DIRECTION:
Show each line of the data below that has the string "styles" in it.

DATA SECTION:

□ □ □ □

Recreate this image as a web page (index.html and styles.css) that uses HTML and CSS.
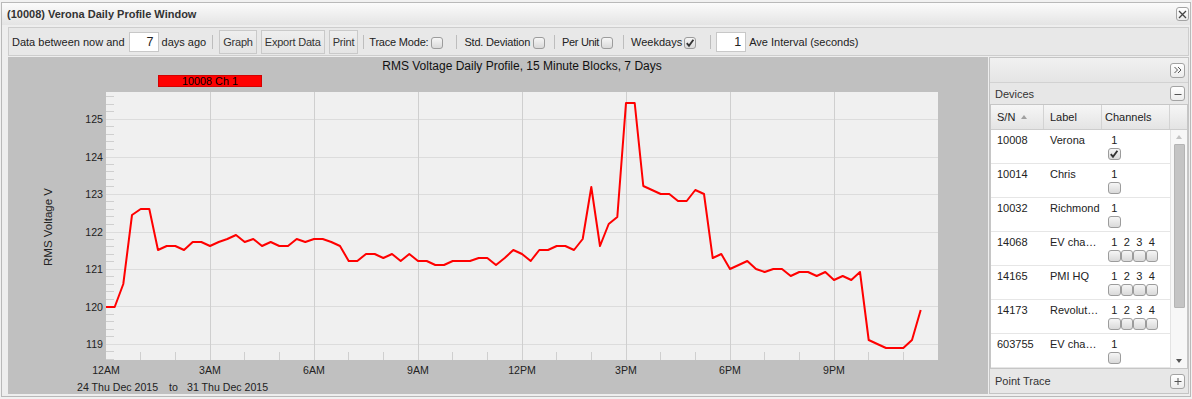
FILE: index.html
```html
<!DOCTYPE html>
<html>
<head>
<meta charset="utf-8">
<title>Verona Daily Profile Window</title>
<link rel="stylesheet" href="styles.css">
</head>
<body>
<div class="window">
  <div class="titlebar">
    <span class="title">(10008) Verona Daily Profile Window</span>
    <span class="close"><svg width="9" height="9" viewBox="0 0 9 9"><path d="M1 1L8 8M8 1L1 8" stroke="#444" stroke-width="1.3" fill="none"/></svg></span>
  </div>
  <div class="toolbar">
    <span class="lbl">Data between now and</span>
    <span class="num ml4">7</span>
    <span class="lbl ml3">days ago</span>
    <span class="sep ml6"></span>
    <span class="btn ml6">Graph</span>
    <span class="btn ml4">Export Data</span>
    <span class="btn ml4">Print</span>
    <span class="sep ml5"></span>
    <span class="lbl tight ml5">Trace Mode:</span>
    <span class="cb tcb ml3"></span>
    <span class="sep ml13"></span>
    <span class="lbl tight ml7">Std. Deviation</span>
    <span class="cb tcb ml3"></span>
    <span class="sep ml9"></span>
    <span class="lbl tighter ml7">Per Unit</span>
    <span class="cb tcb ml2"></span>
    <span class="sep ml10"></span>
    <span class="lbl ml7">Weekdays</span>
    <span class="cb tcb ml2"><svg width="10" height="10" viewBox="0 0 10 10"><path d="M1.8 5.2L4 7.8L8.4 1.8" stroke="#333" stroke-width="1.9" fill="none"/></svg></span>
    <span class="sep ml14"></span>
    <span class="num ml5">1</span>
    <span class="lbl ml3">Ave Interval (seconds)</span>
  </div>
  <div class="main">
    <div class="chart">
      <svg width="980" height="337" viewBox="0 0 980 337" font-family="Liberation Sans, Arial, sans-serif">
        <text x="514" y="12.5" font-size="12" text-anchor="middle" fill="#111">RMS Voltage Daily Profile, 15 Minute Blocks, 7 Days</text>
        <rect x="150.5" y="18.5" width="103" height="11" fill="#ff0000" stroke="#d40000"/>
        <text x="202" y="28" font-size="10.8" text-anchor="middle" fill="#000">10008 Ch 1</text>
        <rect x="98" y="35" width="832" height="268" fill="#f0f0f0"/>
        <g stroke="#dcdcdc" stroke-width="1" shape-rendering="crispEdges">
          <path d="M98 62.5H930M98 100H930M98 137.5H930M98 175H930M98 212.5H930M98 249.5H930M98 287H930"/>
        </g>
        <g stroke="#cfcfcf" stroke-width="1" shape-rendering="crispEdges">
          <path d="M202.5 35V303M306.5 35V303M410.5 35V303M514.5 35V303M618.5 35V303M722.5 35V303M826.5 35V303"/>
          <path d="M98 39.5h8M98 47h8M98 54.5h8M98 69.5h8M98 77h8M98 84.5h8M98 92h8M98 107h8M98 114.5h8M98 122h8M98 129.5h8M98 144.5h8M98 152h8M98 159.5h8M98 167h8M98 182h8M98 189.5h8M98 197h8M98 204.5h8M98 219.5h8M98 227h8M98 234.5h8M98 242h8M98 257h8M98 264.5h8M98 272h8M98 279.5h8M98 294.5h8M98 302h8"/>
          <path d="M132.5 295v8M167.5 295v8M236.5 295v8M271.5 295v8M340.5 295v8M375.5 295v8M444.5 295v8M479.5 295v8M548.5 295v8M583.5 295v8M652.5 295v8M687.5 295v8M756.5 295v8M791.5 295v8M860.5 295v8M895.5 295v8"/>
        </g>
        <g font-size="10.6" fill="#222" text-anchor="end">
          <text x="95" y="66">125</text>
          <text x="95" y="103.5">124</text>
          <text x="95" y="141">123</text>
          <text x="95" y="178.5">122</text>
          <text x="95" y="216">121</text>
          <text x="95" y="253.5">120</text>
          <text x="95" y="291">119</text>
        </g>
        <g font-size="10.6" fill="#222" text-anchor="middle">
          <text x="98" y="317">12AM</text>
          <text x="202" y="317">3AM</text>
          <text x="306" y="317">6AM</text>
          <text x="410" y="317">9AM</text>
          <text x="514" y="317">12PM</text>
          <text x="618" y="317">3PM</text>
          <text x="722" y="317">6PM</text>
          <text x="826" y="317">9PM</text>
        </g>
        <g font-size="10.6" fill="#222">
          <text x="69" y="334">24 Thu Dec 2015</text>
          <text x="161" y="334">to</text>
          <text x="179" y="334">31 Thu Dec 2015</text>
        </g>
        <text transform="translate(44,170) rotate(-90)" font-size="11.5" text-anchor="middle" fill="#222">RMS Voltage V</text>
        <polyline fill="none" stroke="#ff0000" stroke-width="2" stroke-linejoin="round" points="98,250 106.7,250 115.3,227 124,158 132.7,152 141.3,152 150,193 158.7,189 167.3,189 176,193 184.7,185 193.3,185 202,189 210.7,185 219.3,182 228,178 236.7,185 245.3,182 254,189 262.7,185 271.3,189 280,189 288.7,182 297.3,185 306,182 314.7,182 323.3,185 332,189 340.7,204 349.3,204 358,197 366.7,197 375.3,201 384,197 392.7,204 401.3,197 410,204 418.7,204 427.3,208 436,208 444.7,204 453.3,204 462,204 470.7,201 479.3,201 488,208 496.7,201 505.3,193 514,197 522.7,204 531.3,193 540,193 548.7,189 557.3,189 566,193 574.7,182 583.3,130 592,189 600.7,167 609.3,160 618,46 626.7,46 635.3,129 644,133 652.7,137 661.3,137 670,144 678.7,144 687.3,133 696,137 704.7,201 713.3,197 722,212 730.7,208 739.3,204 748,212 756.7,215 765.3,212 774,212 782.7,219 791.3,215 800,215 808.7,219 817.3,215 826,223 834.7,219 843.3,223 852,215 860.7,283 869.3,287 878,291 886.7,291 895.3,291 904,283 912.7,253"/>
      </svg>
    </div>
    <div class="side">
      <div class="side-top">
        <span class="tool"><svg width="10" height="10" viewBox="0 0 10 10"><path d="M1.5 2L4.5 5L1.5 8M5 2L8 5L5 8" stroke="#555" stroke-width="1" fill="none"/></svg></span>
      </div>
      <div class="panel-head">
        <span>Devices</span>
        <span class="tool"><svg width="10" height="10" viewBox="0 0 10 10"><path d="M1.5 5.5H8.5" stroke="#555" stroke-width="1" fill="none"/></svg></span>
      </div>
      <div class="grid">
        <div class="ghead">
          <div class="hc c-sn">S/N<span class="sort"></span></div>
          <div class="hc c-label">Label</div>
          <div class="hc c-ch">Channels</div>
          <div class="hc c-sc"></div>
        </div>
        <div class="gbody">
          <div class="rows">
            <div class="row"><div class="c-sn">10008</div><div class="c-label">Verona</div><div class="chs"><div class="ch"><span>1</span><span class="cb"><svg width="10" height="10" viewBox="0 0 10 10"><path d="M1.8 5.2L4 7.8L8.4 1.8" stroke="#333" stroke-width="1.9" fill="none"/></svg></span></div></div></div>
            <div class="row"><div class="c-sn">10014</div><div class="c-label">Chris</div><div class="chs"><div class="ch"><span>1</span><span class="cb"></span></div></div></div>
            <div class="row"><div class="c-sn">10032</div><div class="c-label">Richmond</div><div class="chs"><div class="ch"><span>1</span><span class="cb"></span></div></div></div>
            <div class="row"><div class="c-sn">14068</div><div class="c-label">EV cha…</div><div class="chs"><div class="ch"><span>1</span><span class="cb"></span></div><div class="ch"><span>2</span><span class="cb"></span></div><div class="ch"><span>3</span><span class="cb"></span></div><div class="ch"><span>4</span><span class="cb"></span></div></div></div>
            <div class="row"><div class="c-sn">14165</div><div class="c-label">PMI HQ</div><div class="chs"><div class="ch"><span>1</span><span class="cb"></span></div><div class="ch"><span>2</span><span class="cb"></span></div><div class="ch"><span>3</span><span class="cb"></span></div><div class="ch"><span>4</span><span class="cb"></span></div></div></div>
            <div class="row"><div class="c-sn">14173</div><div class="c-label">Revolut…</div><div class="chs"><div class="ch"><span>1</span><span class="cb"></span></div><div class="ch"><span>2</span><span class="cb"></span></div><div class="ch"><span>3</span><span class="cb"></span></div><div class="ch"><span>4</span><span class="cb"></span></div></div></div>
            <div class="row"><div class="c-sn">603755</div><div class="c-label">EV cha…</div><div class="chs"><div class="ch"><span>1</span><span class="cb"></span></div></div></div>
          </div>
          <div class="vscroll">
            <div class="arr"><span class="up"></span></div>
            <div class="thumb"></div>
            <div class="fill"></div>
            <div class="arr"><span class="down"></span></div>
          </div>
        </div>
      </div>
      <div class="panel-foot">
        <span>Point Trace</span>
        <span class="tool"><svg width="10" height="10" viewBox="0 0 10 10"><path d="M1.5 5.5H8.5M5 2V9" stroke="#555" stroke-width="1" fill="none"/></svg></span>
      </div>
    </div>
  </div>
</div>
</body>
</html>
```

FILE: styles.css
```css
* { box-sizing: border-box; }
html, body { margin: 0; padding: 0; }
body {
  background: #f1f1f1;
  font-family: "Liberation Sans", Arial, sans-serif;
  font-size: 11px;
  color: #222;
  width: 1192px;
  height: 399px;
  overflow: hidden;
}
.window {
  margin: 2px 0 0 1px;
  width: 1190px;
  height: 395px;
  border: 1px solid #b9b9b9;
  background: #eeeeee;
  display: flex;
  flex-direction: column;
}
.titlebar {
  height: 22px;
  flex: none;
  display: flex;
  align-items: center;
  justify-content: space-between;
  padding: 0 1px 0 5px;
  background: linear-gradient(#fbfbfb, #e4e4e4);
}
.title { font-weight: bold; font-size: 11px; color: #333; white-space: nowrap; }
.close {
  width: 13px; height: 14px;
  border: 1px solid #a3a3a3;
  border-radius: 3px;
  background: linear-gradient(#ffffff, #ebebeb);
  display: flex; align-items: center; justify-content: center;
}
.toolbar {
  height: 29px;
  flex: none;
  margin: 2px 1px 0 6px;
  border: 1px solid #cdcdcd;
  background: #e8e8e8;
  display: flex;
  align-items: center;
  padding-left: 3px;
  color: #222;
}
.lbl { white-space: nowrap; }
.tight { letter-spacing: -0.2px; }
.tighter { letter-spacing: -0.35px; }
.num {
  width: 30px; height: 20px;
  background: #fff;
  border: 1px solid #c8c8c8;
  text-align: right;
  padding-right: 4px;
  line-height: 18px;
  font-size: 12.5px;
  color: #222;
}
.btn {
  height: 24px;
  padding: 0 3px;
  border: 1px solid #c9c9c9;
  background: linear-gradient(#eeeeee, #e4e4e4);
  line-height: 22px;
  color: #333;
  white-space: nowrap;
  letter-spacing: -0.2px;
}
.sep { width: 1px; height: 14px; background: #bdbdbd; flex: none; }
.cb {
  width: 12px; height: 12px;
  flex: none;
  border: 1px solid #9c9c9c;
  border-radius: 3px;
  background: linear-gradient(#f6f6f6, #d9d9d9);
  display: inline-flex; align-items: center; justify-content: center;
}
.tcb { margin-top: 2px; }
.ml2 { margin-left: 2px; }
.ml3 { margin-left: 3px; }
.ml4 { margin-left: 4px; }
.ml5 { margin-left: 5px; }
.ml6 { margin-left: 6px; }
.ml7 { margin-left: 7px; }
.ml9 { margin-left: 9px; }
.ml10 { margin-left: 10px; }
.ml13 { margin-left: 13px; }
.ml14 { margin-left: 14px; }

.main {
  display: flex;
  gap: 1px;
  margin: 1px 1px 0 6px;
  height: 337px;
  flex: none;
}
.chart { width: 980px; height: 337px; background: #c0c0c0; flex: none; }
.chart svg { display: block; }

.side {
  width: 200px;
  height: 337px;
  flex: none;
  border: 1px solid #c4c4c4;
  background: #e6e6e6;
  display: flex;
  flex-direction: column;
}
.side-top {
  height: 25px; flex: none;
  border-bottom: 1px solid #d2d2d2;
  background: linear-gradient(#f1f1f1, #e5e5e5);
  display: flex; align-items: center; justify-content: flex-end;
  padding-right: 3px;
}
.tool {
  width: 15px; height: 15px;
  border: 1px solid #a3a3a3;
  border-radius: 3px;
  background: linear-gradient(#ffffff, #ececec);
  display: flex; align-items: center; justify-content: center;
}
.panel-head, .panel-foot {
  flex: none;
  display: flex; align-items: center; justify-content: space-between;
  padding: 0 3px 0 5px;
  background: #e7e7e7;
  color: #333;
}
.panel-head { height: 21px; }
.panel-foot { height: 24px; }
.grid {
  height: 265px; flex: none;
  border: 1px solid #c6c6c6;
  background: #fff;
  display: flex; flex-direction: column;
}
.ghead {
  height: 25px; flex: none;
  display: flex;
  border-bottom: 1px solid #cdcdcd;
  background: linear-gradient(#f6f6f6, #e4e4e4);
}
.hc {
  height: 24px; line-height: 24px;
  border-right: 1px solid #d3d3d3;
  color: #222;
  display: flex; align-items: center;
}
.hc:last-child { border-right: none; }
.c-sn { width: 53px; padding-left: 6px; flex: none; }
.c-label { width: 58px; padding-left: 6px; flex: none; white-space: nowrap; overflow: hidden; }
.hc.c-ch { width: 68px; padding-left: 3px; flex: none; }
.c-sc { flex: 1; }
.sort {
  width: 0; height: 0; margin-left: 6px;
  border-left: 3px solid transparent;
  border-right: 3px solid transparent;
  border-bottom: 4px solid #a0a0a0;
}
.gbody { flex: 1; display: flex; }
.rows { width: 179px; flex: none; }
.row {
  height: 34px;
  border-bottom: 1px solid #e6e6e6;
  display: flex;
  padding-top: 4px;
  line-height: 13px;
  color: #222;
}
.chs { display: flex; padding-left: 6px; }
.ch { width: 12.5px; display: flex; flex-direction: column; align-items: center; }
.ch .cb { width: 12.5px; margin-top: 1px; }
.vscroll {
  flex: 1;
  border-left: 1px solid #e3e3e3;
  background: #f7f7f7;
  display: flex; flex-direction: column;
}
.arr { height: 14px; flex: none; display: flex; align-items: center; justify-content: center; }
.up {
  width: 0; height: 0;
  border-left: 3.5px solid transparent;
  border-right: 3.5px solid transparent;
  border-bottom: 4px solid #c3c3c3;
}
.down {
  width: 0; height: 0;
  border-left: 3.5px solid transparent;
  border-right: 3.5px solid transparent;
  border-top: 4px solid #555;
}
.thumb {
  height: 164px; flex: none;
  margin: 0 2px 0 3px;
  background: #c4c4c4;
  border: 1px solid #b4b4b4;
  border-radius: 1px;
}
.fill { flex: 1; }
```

□ □ □ □

SOLUTION TO THIS TASK:
Recreate this image as a web page (index.html and styles.css) that uses HTML and CSS.
<link rel="stylesheet" href="styles.css">
FILE: styles.css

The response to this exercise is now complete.